An intriguing correlation exists between today’s economic trends and the economic developments of 100 years ago.

According to Northwestern University’s Julio Ottino and technology CEO Mark Millsand, America’s economy in 1912 featured five game-changers: increased access to electricity, growing use of the telephone, the dawn of the automobile age and the inventions of stainless steel and the radio.

Writing in the Wall Street Journal, Ottino and Millsand argue that these breakthroughs created a 700-percent increase in American wealth (after inflation) during the subsequent century.

In 2012, the analysts cite three developments with potential to achieve the same staggering results: big data, wireless communication and advanced manufacturing. In terms of big data, many Americans have more processing power and data storage in their pocket – thanks to smartphones – than was possible for a 1970s computer filling an entire room.

Similarly, wireless communication connects more than a billion people around the planet, and the number grows daily.

During the American Revolution, the famous letters between John and Abigail Adams needed seven weeks to cross the Atlantic. During today’s technology revolution, a trans-Atlantic e-mail or text could arrive in less than seven minutes.

And then there is advanced manufacturing, which is a growing strength in Indiana. Ottino and Millsand describe the advent of direct-digital manufacturing, with parts and products manufactured by a “printing” process utilizing lasers along with powdered metals and plastics – a process akin to desktop publishing.

Digital manufacturing is the most fundamental shift in the industry since the days of Henry Ford, and the analysts write, “The era of near-perfect computational design and production will unleash as big a change in how we make things as the agricultural revolution did in how we grow things.”

Paul Perkins agrees. He serves as president of Amatrol, a Jeffersonville-based company that develops training tools and learning systems for technical education programs. He also chairs Indiana’s State Workforce Innovation Council.

Perkins confirms that digital manufacturing not only is the future, but that the future is now, and jobs are available after just six months of training or with a two-year associate’s degree.

“While digital manufacturing currently is used mainly for models and prototypes, it is not out of the question to expect that this process eventually will be used for mass production,” Perkins said. “By working in a virtual environment, manufacturers can make a perfect part with the very first part.”

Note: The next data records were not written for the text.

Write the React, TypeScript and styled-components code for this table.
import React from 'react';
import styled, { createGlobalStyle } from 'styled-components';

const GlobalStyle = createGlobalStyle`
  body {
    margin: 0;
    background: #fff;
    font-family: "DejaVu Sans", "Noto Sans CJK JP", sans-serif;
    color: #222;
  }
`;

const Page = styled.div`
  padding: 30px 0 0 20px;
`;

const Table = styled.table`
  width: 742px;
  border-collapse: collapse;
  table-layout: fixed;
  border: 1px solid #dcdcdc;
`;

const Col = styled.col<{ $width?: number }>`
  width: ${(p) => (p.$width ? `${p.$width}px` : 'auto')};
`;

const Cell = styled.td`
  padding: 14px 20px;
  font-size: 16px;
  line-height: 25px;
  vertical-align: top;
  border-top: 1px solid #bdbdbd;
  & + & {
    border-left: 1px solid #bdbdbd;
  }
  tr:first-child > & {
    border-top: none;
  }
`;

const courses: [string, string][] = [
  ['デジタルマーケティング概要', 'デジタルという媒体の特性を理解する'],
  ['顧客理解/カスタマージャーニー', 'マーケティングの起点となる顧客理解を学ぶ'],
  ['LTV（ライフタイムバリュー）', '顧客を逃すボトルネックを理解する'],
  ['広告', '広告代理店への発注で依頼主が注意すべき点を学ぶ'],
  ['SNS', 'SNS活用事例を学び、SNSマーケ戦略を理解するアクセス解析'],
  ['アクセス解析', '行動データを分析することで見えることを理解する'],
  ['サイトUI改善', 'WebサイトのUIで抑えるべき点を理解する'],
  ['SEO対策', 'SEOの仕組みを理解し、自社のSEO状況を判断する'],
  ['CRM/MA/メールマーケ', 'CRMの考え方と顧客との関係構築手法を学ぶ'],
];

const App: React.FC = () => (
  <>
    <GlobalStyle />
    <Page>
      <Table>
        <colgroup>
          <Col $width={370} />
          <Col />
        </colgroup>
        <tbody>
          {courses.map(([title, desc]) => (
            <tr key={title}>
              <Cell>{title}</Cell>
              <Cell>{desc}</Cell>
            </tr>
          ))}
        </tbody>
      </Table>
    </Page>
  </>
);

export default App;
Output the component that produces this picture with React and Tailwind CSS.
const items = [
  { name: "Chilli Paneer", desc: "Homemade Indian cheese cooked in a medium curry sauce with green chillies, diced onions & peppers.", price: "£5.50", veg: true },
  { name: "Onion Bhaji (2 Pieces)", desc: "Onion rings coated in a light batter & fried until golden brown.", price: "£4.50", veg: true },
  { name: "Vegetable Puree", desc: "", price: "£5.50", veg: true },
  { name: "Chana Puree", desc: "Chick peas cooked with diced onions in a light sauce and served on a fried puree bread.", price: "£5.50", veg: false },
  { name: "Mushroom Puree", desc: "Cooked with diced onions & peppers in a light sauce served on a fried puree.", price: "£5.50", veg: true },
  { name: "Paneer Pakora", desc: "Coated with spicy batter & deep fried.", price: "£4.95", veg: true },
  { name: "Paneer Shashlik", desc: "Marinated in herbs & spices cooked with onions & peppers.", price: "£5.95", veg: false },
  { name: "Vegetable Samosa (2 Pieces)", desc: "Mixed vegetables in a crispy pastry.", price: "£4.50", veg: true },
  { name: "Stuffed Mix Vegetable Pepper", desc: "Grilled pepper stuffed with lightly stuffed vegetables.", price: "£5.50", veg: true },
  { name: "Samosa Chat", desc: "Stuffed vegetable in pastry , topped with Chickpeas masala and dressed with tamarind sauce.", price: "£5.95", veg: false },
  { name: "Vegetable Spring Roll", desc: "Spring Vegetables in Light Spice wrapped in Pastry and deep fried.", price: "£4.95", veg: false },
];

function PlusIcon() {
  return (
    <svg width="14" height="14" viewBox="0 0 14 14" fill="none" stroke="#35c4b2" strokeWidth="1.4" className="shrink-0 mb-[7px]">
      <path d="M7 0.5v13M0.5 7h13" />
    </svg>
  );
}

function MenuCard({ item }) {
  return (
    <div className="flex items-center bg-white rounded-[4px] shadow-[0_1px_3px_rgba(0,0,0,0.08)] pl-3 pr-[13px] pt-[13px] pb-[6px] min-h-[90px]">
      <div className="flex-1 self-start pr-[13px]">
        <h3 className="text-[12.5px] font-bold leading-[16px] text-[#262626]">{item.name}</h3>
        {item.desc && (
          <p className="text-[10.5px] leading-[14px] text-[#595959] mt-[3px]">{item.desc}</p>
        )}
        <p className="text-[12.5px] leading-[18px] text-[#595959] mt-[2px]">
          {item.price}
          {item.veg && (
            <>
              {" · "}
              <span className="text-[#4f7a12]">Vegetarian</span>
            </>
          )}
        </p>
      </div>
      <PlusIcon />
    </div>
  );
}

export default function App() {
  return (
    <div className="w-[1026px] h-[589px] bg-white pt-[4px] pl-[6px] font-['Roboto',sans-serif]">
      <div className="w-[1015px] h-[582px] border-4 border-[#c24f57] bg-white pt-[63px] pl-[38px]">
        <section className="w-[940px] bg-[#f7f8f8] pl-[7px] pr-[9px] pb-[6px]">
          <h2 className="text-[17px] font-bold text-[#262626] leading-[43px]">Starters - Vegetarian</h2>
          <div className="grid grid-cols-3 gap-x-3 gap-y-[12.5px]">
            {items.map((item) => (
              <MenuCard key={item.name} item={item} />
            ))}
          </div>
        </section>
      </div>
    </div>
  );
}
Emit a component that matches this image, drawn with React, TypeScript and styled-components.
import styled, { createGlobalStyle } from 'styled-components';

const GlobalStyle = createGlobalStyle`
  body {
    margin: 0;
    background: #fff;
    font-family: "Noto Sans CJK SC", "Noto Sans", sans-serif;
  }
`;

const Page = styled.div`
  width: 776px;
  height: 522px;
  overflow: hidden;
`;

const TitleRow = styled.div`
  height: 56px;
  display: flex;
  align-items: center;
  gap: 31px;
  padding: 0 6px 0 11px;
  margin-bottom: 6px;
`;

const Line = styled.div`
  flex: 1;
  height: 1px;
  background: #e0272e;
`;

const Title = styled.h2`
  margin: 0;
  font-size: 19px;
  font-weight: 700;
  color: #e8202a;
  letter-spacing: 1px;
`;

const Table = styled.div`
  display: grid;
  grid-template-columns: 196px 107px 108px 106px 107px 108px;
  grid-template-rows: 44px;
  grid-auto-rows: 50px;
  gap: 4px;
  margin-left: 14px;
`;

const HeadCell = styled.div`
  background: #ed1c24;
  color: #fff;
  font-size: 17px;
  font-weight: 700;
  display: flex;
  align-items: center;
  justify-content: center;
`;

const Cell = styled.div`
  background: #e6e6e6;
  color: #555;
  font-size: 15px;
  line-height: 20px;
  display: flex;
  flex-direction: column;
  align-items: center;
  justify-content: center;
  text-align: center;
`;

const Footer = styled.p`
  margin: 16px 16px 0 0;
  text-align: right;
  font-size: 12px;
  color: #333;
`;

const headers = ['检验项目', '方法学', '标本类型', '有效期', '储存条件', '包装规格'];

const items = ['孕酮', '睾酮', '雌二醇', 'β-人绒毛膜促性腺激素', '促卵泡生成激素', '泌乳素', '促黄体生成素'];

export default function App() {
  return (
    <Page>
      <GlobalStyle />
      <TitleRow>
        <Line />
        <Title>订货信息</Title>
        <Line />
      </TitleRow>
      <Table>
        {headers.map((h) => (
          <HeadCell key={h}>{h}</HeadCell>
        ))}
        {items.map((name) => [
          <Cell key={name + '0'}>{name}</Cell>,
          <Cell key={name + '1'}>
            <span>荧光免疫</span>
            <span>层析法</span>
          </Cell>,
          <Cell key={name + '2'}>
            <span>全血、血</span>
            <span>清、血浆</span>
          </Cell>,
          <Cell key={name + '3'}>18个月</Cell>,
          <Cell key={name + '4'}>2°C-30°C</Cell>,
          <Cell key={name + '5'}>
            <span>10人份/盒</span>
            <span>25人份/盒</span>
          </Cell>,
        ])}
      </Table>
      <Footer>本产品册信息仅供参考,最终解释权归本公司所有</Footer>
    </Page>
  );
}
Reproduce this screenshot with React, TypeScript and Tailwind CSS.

The United States has a huge advantage for seizing these emerging opportunities: our nation’s youth. Ottino and Millsand explain that by the year 2020, the American population will be younger than the populations of China and Europe. While other global competitors remain, America’s relative youth can become a competitive advantage, but only if today’s high-school graduates and the students who follow are properly prepared for an economic era that the analysts write “will be defined by high talent not cheap labor.”

For example, of the 50 fastest-growing jobs in America, the U.S. Department of Labor reports that 64 percent require some level of education after high school. In fact, there will be more available jobs than qualified applicants. According to the McKinsey Global Institute, the gap will reach 1.5 million unfilled jobs requiring postsecondary education by 2020 – the year when today’s sixth- through eighth-graders will enter the labor market after (hopefully) earning a two- or four-year postsecondary degree.

But we need not wait until the year 2020. The labor market already rewards education. Federal statistics reveal that since January of 2010, the American economy has created about two million new jobs for workers with a postsecondary education.

Workforce participation among high-school graduates is just 50 percent, compared with 65 percent for associate degree holders and 75 percent for people with at least a bachelor’s degree.

The Class of 2012 discarded their radios for digital music. A similar modernization persists in the job market. By continuing their education, today’s graduates can seize the day and replace the Great Recession with the next Great Opportunity.